I thought id go back, flush the logs., - start it., and then just capture the logs for the load;
error log
2018.12.21 15:52:25 org.jivesoftware.openfire.http.HttpBindServlet - Error sending packet to client.
org.jivesoftware.openfire.http.HttpConnectionClosedException: The http connection is no longer available to deliver content
warn log
– this one problable not a concern.
2018.12.21 15:44:53 org.jivesoftware.openfire.spi.LegacyConnectionAcceptor - Configuration allows for up to 16 threads, although implementation is limited to exactly one.
see many
2018.12.21 15:45:25 org.jivesoftware.openfire.nio.ConnectionHandler - Closing connection due to exception in session: (0x0000001C: nio socket, server, /xxxxxxxx:50145 => /xxxxxx:5222)
javax.net.ssl.SSLHandshakeException: SSL handshake failed.
…
Caused by: javax.net.ssl.SSLHandshakeException: null cert chain
also see these
2018.12.21 15:46:12 org.jivesoftware.openfire.http.HttpSession - Unable to deliver a stanza (it is being queued instead), although there are available connections! RID / Connection processing is out of sync!
and these
2018.12.21 15:46:19 org.jivesoftware.openfire.PresenceRouter - Rejected available presence:
now on 4.3.0 (not nightly build)
did not have an issue with the lib folder in plugins, but did have the incorrect reference to /lib for log4 looking for at bin/lib (copied the libs over to bin for now)
chat web page makes an Ajax call to an OAuth-proxy web service which in turn calls another server that connects to OpenFire to bind to XMPP and to get chat session which is returned to Candy JS
After Candy is initialized (obtained session info) performs /http-bind/ calls to OpenFire as necessary to send user’s talk and to receive responses. Those /http-bind/ calls are routed to OpenFire through a proxy.
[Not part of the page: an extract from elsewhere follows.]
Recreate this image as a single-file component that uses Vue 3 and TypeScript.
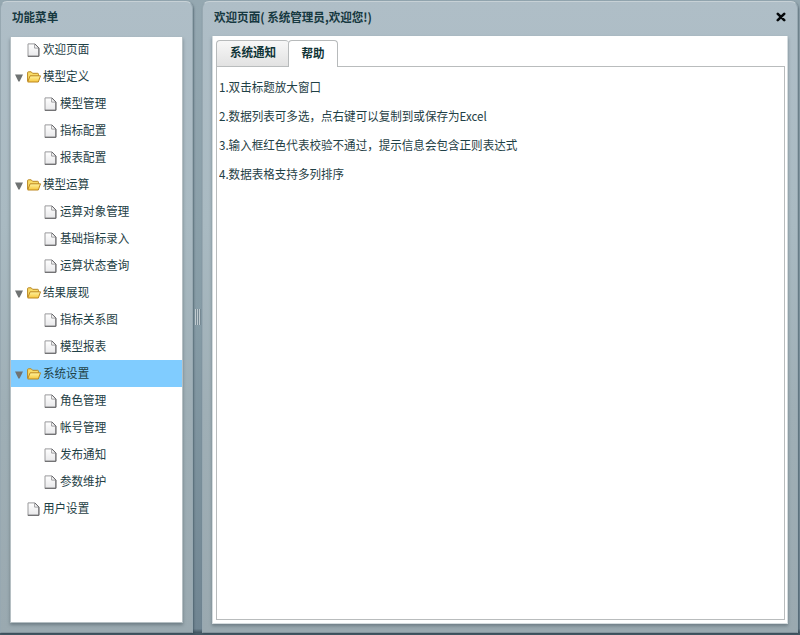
<script setup lang="ts">
import { ref } from 'vue'

interface MenuItem {
  label: string
  kind: 'page' | 'folder'
  level: number
}

const items: MenuItem[] = [
  { label: '欢迎页面', kind: 'page', level: 0 },
  { label: '模型定义', kind: 'folder', level: 0 },
  { label: '模型管理', kind: 'page', level: 1 },
  { label: '指标配置', kind: 'page', level: 1 },
  { label: '报表配置', kind: 'page', level: 1 },
  { label: '模型运算', kind: 'folder', level: 0 },
  { label: '运算对象管理', kind: 'page', level: 1 },
  { label: '基础指标录入', kind: 'page', level: 1 },
  { label: '运算状态查询', kind: 'page', level: 1 },
  { label: '结果展现', kind: 'folder', level: 0 },
  { label: '指标关系图', kind: 'page', level: 1 },
  { label: '模型报表', kind: 'page', level: 1 },
  { label: '系统设置', kind: 'folder', level: 0 },
  { label: '角色管理', kind: 'page', level: 1 },
  { label: '帐号管理', kind: 'page', level: 1 },
  { label: '发布通知', kind: 'page', level: 1 },
  { label: '参数维护', kind: 'page', level: 1 },
  { label: '用户设置', kind: 'page', level: 0 },
]
const selected = ref('系统设置')

const help: string[] = [
  '1.双击标题放大窗口',
  '2.数据列表可多选，点右键可以复制到或保存为Excel',
  '3.输入框红色代表校验不通过，提示信息会包含正则表达式',
  '4.数据表格支持多列排序',
]
</script>

<template>
  <div class="app">
    <svg class="defs" width="0" height="0">
      <defs>
        <linearGradient id="pageFill" x1="0" y1="0" x2="0" y2="1">
          <stop offset="0" stop-color="#ffffff" />
          <stop offset="1" stop-color="#e8e8ea" />
        </linearGradient>
        <linearGradient id="folderFill" x1="0" y1="0" x2="0" y2="1">
          <stop offset="0" stop-color="#fff3a0" />
          <stop offset="1" stop-color="#f6c63c" />
        </linearGradient>
      </defs>
    </svg>

    <aside class="panel menu">
      <header class="title"><span class="tall">功能菜单</span></header>
      <ul class="tree">
        <li
          v-for="item in items"
          :key="item.label"
          class="row"
          :class="{ child: item.level === 1, active: item.label === selected }"
          @click="selected = item.label"
        >
          <span class="toggle">
            <svg v-if="item.kind === 'folder'" width="8" height="8" viewBox="0 0 8 8">
              <path d="M0 0.4H8L4.6 7.6H3.4Z" fill="#6f7373" />
            </svg>
          </span>
          <svg v-if="item.kind === 'folder'" class="icon" width="16" height="14" viewBox="0 0 16 14">
            <path d="M1.6 11V2.6Q1.6 1.8 2.4 1.8H5.2L6.6 3.3H11.6Q12.4 3.3 12.4 4.1V6" fill="#f9dc68" stroke="#b98722" />
            <path d="M1.7 12L4.1 5.8H14.5L12.3 12Z" fill="url(#folderFill)" stroke="#bd8820" stroke-linejoin="round" />
          </svg>
          <svg v-else class="icon" width="16" height="14" viewBox="0 0 16 14">
            <path d="M2 0.9H8.8L12.9 5V13.2H2Z" fill="url(#pageFill)" stroke="#9a9a9c" />
            <path d="M8.8 0.9L12.9 5V13.3H1.8" fill="none" stroke="#626265" />
            <path d="M8.6 1.2V5.1H12.6" fill="none" stroke="#8a8a8d" stroke-width="0.8" />
          </svg>
          <span class="label tall">{{ item.label }}</span>
        </li>
      </ul>
    </aside>

    <div class="divider">
      <div class="grip"><i></i><i></i><i></i></div>
    </div>

    <main class="panel page">
      <header class="title">
        <span class="tall">欢迎页面( 系统管理员,欢迎您!)</span>
        <svg class="close" width="10" height="10" viewBox="0 0 10 10">
          <path d="M1.8 1.8L8.2 8.2M8.2 1.8L1.8 8.2" stroke="#05080a" stroke-width="2.6" stroke-linecap="round" />
        </svg>
      </header>
      <section class="content">
        <nav class="tabs">
          <div class="tab first"><span class="tall">系统通知</span></div>
          <div class="tab current"><span class="tall">帮助</span></div>
        </nav>
        <div class="body">
          <p v-for="line in help" :key="line" class="tall">{{ line }}</p>
        </div>
      </section>
    </main>
  </div>
</template>

<style>
body {
  overflow: hidden;
}
</style>

<style scoped>
.app {
  box-sizing: border-box;
  display: flex;
  width: 800px;
  height: 635px;
  padding: 1px 2px 2px 0;
  background: linear-gradient(#95a8b1, #869ca6 50%, #708592 99%, #465a66 99.6%);
  font-family: "Noto Sans CJK SC", sans-serif;
  font-size: 11.55px;
  color: #1f4146;
}
.defs {
  position: absolute;
}
.tall {
  display: block;
  transform: scaleY(1.07);
}
.panel {
  box-sizing: border-box;
  display: flex;
  flex-direction: column;
  border: 1px solid #97a8b1;
  border-top-color: #c7d1d6;
  border-bottom-color: #84949d;
  border-radius: 7px 7px 0 0;
  background: linear-gradient(#afbec7, #a9bac2 35%, #9fafb6 65%, #9aa9b0);
  box-shadow: 1px 1px 2px rgba(45, 65, 78, 0.5);
}
.menu {
  width: 193px;
  padding: 0 9px 9px 9px;
}
.page {
  width: 596px;
  padding: 0 9px 8px 9px;
}
.title {
  display: flex;
  flex: none;
  align-items: center;
  justify-content: space-between;
  height: 35px;
  padding: 0 3px 5px 2px;
  box-sizing: border-box;
  font-weight: 700;
  color: #163840;
}
.page .title {
  height: 34px;
  padding-bottom: 4px;
}
.close {
  margin-right: -1px;
}
.tree {
  flex: 1;
  margin: 0;
  padding: 0;
  list-style: none;
  border: 1px solid #b5bfc3;
  border-top: 0;
  background: #fff;
  box-shadow: 0 2px 3px rgba(70, 85, 94, 0.5);
}
.row {
  display: flex;
  align-items: center;
  height: 27px;
  padding-left: 4px;
}
.row:first-child {
  height: 25px;
  padding-bottom: 1px;
}
.row.child {
  padding-left: 21px;
}
.row.active {
  background: #80ccff;
}
.toggle {
  display: flex;
  width: 11px;
  padding-top: 2px;
}
.icon {
  flex: none;
  margin-top: 1px;
}
.row.child .icon {
  margin-left: -0.5px;
  margin-right: 0.5px;
}
.label {
  margin-left: 1px;
  line-height: 18px;
  padding-bottom: 1px;
}
.divider {
  display: flex;
  align-items: center;
  justify-content: center;
  width: 9px;
}
.grip {
  display: flex;
  height: 16px;
}
.grip i {
  width: 1px;
  background: #c0cbd0;
  border-right: 1px solid #768993;
}
.content {
  display: flex;
  flex: 1;
  flex-direction: column;
  padding: 4px 2px 3px 3px;
  border: 1px solid #d5dcdf;
  border-top: 0;
  background: #fff;
  box-shadow: 0 2px 3px rgba(70, 85, 94, 0.5);
}
.tabs {
  display: flex;
  height: 26px;
  z-index: 1;
}
.tab {
  box-sizing: border-box;
  height: 26px;
  border: 1px solid #b7babb;
  border-radius: 4px 4px 0 0;
  line-height: 23px;
  text-align: center;
  font-weight: 700;
  color: #0f3436;
}
.tab.first {
  width: 73px;
  background: linear-gradient(#f7f7f7, #e2e2e2);
  border-right: 0;
  border-bottom: 0;
}
.tab.current {
  width: 50px;
  height: 27px;
  margin-left: -1px;
  line-height: 25px;
  border-bottom: 0;
  background: #fff;
}
.body {
  flex: 1;
  border: 1px solid #b9bcbd;
  padding: 6px 2px;
}
.body p {
  margin: 0;
  line-height: 29px;
}
</style>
Proxy has rules of how to route /http-bind/ calls to OpenFire.
On the error log., I now have
2018.12.21 17:24:44 org.jivesoftware.openfire.handler.IQHandler - Internal server error
java.lang.NullPointerException: null
at org.jivesoftware.openfire.handler.IQMessageCarbonsHandler.handleIQ(IQMessageCarbonsHandler.java:52) ~[xmppserver-4.3.0-beta.jar:4.3.0-beta]
at org.jivesoftware.openfire.handler.IQHandler.process(IQHandler.java:62) [xmppserver-4.3.0-beta.jar:4.3.0-beta]
at org.jivesoftware.openfire.IQRouter.handle(IQRouter.java:369) [xmppserver-4.3.0-beta.jar:4.3.0-beta]
at org.jivesoftware.openfire.IQRouter.route(IQRouter.java:112) [xmppserver-4.3.0-beta.jar:4.3.0-beta]
at org.jivesoftware.openfire.spi.PacketRouterImpl.route(PacketRouterImpl.java:74) [xmppserver-4.3.0-beta.jar:4.3.0-beta]
at org.jivesoftware.openfire.SessionPacketRouter.route(SessionPacketRouter.java:104) [xmppserver-4.3.0-beta.jar:4.3.0-beta]
at org.jivesoftware.openfire.SessionPacketRouter.route(SessionPacketRouter.java:63) [xmppserver-4.3.0-beta.jar:4.3.0-beta]
at org.jivesoftware.openfire.http.HttpSession.sendPendingPackets(HttpSession.java:639) [xmppserver-4.3.0-beta.jar:4.3.0-beta]
at org.jivesoftware.openfire.http.HttpSession$HttpPacketSender.run(HttpSession.java:1284) [xmppserver-4.3.0-beta.jar:4.3.0-beta]
at java.util.concurrent.ThreadPoolExecutor.runWorker(ThreadPoolExecutor.java:1149) [?:1.8.0_191]
at java.util.concurrent.ThreadPoolExecutor$Worker.run(ThreadPoolExecutor.java:624) [?:1.8.0_191]
at java.lang.Thread.run(Thread.java:748) [?:1.8.0_191]
and saw a bunch of
Unable to deliver a stanza (it is being queued instead…
There seems to be a critical point somewhere around 350th second. This is the point where the client ran out of CPU. After this point, client threads started to lose their connections because they couldn’t get CPU along the inactivity period, which was 30 seconds. When a client doesn’t make a request to the server during the inactivity period, its session will be killed by the server. Jetty responds with a 404 - Not Found message to clients who have lost their session
So - after tracing the code… it looks like the setting that needs to be added is
xmpp.httpbind.client.request
The default is 2
Clients set this higher than 2
But since this session is being created by backend services - this is never set. I arbitrarily used 100 and have no issues going beyond the few users connecting/reconnecting issue.